You need a program/built-in that evaluates the comparison. Usually you would use test/[/[[ to do so. With these programs -eq compares decimal numbers. Therefore use the string comparison = instead.

[[ "$(md5sum file_1.sql)" = "$(md5sum file_2.sql)" ]]

The exit code $? of this command tells you wether the two strings were equal.

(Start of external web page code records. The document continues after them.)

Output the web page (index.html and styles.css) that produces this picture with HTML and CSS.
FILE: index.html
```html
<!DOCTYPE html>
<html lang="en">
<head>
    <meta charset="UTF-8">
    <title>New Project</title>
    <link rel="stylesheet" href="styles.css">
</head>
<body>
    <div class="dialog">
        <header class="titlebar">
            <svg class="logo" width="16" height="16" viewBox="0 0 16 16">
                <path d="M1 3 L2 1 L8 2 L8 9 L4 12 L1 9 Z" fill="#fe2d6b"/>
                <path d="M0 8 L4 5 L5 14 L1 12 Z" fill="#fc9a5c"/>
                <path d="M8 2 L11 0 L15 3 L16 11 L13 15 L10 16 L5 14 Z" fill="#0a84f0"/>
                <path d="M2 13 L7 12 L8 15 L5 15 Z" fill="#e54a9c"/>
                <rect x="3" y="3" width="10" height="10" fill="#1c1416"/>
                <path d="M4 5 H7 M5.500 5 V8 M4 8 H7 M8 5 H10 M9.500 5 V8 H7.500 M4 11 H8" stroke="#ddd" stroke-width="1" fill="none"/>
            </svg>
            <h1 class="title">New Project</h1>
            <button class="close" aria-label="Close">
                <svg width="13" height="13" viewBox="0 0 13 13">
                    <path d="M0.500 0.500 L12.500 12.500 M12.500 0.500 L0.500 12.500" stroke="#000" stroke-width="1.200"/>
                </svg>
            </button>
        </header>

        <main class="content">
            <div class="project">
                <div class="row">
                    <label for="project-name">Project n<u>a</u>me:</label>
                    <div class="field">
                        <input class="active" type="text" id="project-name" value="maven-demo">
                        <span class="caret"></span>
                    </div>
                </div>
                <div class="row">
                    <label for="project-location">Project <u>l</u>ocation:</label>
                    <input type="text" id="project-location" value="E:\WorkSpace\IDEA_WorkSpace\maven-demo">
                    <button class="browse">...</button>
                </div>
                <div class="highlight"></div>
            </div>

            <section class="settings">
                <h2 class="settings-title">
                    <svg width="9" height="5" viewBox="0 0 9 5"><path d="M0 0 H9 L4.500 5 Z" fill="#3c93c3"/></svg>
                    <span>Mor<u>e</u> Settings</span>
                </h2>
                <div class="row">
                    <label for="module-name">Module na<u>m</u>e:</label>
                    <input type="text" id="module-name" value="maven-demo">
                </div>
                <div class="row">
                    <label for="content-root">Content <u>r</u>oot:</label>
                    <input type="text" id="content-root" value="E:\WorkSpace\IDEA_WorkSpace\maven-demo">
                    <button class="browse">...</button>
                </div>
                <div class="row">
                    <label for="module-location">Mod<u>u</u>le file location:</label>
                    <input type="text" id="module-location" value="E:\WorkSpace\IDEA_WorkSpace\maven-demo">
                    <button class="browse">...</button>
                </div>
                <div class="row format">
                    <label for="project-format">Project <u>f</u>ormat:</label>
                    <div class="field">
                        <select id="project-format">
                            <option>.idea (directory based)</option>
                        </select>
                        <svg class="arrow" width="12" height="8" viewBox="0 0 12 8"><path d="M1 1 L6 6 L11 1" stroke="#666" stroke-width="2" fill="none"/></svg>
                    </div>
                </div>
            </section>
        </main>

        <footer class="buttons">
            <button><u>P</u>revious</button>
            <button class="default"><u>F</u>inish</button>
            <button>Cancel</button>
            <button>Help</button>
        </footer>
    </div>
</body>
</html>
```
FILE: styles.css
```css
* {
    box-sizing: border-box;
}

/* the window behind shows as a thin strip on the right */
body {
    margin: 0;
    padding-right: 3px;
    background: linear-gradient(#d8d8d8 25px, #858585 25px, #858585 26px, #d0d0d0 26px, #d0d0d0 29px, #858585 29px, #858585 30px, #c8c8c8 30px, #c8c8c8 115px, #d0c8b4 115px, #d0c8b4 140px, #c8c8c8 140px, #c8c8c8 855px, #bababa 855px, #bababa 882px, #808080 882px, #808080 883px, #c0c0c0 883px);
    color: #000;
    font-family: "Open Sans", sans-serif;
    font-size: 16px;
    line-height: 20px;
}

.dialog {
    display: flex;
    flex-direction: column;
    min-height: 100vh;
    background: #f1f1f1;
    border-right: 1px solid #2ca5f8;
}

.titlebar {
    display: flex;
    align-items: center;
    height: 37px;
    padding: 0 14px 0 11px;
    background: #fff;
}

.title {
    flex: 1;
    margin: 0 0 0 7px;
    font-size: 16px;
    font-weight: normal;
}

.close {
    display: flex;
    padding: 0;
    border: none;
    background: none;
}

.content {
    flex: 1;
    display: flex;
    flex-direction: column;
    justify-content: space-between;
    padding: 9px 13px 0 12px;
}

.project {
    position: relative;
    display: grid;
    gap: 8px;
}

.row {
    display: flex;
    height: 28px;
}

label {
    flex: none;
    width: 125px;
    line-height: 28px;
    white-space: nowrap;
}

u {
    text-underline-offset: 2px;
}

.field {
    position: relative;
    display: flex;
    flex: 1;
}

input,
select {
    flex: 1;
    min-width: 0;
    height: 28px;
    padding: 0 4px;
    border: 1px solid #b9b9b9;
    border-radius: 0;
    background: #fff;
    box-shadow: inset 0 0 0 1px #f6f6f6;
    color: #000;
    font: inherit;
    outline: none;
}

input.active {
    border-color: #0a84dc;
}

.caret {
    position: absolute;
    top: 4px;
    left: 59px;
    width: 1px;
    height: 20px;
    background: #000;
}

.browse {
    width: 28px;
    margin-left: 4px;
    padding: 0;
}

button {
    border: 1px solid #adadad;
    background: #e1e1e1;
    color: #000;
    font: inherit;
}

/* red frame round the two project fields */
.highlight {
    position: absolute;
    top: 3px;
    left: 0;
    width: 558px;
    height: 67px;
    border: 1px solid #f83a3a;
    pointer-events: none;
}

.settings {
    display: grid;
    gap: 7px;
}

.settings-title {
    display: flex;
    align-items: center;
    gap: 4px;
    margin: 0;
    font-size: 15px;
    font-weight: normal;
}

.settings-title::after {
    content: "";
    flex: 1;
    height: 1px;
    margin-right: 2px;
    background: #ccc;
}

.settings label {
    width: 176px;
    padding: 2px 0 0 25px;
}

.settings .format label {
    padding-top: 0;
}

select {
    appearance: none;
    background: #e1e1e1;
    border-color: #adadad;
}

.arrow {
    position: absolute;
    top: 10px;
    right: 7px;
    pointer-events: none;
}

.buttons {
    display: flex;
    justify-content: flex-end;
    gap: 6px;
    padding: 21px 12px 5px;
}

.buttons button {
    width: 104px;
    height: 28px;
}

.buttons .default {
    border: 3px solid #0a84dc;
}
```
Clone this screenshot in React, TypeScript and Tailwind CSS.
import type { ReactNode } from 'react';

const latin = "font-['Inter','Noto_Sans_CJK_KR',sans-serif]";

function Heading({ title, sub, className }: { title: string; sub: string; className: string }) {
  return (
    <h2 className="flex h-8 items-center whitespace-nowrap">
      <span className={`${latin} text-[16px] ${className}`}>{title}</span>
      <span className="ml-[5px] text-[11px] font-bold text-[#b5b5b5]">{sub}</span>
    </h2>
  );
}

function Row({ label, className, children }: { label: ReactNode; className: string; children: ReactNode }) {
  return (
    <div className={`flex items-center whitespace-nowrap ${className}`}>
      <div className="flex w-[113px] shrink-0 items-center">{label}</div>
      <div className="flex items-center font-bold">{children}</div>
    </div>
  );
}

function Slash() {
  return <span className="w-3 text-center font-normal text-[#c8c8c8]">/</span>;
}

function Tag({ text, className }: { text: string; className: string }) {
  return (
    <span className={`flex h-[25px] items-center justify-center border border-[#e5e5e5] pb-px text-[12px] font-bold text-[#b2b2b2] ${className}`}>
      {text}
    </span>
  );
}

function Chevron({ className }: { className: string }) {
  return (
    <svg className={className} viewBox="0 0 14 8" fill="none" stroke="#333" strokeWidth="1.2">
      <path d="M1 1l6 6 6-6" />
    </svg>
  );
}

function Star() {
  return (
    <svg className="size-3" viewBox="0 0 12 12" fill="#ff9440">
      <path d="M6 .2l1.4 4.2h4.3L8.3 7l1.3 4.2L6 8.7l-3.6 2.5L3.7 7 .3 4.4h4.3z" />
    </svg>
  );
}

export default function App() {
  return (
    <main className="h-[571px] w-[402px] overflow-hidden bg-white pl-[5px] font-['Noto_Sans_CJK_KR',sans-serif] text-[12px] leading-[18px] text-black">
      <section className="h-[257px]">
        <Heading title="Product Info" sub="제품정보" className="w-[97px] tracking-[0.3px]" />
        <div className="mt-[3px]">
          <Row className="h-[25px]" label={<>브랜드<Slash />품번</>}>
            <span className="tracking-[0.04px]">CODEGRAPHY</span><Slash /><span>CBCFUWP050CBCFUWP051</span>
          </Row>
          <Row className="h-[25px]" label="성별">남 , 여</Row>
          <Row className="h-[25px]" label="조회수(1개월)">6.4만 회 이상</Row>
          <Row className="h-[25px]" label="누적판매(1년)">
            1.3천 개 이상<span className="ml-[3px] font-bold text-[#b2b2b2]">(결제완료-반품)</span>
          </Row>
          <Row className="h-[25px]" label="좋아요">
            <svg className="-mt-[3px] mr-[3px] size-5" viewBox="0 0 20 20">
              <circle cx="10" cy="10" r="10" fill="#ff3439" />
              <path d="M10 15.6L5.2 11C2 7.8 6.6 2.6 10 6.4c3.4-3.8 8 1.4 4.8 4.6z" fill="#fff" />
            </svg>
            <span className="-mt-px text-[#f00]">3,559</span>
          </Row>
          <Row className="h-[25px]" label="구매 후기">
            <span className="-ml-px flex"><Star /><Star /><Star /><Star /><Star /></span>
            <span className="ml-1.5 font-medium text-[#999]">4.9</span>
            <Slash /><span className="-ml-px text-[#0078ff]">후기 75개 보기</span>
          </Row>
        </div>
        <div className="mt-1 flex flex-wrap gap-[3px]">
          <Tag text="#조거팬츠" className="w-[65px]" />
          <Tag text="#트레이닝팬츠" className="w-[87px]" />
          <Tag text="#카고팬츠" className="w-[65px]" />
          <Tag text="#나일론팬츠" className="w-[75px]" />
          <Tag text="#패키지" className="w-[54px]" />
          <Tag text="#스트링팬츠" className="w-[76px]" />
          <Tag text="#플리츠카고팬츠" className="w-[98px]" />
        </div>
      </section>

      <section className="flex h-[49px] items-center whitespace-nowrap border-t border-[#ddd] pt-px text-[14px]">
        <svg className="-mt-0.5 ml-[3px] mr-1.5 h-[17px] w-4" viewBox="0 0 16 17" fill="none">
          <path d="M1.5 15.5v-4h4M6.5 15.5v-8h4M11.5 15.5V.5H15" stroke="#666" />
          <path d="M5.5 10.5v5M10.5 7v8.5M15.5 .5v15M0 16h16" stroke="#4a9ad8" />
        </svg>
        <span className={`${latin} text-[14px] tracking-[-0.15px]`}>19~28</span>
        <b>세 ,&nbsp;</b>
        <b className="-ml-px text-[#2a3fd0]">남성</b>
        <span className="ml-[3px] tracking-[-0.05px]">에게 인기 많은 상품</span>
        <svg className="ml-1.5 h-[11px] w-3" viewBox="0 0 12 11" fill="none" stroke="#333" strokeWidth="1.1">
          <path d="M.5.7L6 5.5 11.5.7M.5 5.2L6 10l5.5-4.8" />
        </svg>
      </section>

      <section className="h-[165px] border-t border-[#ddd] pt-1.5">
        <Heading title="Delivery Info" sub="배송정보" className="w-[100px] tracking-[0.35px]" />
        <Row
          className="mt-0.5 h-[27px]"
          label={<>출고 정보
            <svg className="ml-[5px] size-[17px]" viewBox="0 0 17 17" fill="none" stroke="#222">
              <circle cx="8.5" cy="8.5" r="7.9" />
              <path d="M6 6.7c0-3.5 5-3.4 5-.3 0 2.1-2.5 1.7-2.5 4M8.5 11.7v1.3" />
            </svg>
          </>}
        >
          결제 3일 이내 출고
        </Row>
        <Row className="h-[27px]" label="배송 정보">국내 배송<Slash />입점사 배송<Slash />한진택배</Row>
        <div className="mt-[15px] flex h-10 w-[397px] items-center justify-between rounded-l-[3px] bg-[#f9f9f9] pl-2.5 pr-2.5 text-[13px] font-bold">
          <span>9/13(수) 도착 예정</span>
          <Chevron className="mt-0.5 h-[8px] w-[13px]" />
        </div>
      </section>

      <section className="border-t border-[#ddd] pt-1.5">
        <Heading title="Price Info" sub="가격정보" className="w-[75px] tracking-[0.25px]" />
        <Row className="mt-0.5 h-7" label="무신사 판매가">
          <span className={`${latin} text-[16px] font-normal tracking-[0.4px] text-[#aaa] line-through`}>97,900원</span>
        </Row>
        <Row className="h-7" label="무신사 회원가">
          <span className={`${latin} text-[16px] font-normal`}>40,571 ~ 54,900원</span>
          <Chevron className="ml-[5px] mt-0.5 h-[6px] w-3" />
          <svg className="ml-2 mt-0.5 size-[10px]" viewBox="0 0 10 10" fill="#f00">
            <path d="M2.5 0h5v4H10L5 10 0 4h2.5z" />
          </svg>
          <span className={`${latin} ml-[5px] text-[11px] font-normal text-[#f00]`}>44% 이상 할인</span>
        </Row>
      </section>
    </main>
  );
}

However, you may want to use cmp instead. This program compares the files directly, should be faster because it doesn't have to compute anything, and is also safer as it cannot give false positives like a hash comparison can do.

cmp file_1.sql file_2.sql
Socowi
  • 25,550
  • 3
  • 32
  • 54
  • Exactly what I needed. Clear and precise explanation. – Gustav Rasmussen May 28 '21 at 13:20
  • One question: To get the exit code, you must do a 2nd call ? like `echo $?` – Gustav Rasmussen May 28 '21 at 13:22
  • Any way to get everything into one single call ? – Gustav Rasmussen May 28 '21 at 13:23
  • 2
    Yes, but you usually don't access `$?`. Instead, you write something like `if [[ a = b ]]; then echo equal; else echo different; fi`. `cmp` tells you directly if the files are different and remains quiet if they are the same. – Socowi May 28 '21 at 13:23
  • Might better add a `-n 32` to compare the 32 ascii character (16 bytes) only – Ryan Chen Jul 05 '22 at 00:17
  • @RyanChen I don't understand. Does the `sql` file format start with a plain text hexadecimal hash of the entire file? If it does, that would be a great *shortcut* to rule out equality. But I would do a full check anyways, to rule out false positive equality (for cases like checking if a copy is corrupted, this is absolutely necessary). If the first bytes differ, any reasonable implementation of `cmp` should already skip the rest. – Socowi Jul 05 '22 at 07:30
5

By passing the filenames as arguments to the md5sum command, we have something like:

$ md5sum foo.json bar.json
07a9a5c765f5d861b506eabd02f5aa4b *foo.json
07a9a5c765f5d861b506eabd02f5aa4b *bar.json

So, we have to compare the first column of the md5sum output:

if [[ $(md5sum foo.json bar.json | awk '{print $1}' | uniq | wc -l) == 1 ]]
then
    echo "Identical files"
else
    echo "There are differences"
fi

In the case we need the return code we can use the test command as follows:

test $(md5sum foo.json bar.json | awk '{print $1}' | uniq | wc -l) == 1

Let's breakdown the command:

$ md5sum foo.json bar.json
07a9a5c765f5d861b506eabd02f5aa4b *foo.json
07a9a5c765f5d861b506eabd02f5aa4b *bar.json

$ md5sum foo.json bar.json | awk '{print $1}'
07a9a5c765f5d861b506eabd02f5aa4b
07a9a5c765f5d861b506eabd02f5aa4b

$ md5sum foo.json bar.json | awk '{print $1}' | uniq
07a9a5c765f5d861b506eabd02f5aa4b

$ md5sum foo.json bar.json | awk '{print $1}' | uniq | wc -l
1

$ test $(md5sum foo.json bar.json | awk '{print $1}' | uniq | wc -l) == 1

$ echo $?
0
funk
  • 2,221
  • 1
  • 24
  • 23
2

This will work with bash

$ md5sum file1 file2 | md5sum --check

You will get OK for both files if md5 are equal. You can also use this for 3 files or more.

big_daddy
  • 21
  • 3
  • This will work, but will not solve the problem, to check if both files are identical. In this line you only check, if the just generated md5sums are correct. They have to be, because you just generated it. ;-) – schulle877 May 04 '22 at 09:49
1

Following @Socowi's answer, there is a way to get the answer in one line:

[[ "$(md5sum file_1.sql)" = "$(md5sum file_2.sql)" ]] && echo "Same content" || echo "Different content"

&& and || act as and and or. When you get && followed by || it works as a ternary operator in other programming languages. In other words, if the md5sum are equals, then echo "Same content", else echo "Different content".